**Written exercise:**
Only the lines from the top of the listing below to the line that has "const [data, setData]" should be echoed, with both ends kept and pictures left out.

**Dataset extract:**
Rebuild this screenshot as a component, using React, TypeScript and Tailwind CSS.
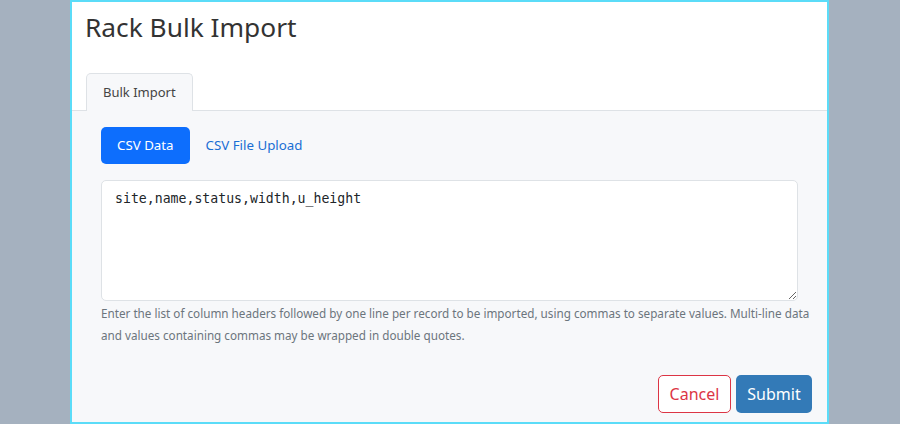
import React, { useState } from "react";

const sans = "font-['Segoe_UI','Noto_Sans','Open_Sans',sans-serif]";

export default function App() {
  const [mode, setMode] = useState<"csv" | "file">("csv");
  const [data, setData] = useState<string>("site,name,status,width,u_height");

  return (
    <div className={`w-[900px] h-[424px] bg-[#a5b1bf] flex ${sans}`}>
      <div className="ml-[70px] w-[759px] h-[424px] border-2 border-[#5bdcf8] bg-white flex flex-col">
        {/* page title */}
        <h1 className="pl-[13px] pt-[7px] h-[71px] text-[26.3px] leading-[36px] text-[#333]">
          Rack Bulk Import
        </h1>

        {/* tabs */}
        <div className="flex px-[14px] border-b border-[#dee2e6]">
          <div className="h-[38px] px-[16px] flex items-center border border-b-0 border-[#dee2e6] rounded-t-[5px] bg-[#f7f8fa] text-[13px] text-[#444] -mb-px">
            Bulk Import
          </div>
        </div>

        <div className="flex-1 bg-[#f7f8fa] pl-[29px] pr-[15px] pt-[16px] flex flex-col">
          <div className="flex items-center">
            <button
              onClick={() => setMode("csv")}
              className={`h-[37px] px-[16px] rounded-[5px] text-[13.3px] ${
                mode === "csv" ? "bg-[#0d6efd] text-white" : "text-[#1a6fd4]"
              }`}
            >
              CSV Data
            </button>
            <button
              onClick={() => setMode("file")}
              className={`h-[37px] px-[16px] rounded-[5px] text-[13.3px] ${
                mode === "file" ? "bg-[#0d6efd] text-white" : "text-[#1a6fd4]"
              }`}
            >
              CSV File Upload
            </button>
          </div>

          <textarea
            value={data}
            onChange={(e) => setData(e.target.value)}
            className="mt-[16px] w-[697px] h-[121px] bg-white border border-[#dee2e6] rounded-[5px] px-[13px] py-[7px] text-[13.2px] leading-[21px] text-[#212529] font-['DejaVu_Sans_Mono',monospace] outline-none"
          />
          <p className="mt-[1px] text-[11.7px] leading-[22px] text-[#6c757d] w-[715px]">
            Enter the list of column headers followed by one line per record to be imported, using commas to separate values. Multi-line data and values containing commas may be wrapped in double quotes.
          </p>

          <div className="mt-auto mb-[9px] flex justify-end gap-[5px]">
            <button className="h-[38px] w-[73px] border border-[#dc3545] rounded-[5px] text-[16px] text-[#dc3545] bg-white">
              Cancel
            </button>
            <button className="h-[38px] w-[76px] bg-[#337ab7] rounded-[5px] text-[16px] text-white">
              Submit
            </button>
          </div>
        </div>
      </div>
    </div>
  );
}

**Exercise response:**
Rebuild this screenshot as a component, using React, TypeScript and Tailwind CSS.
import React, { useState } from "react";

const sans = "font-['Segoe_UI','Noto_Sans','Open_Sans',sans-serif]";

export default function App() {
  const [mode, setMode] = useState<"csv" | "file">("csv");
  const [data, setData] = useState<string>("site,name,status,width,u_height");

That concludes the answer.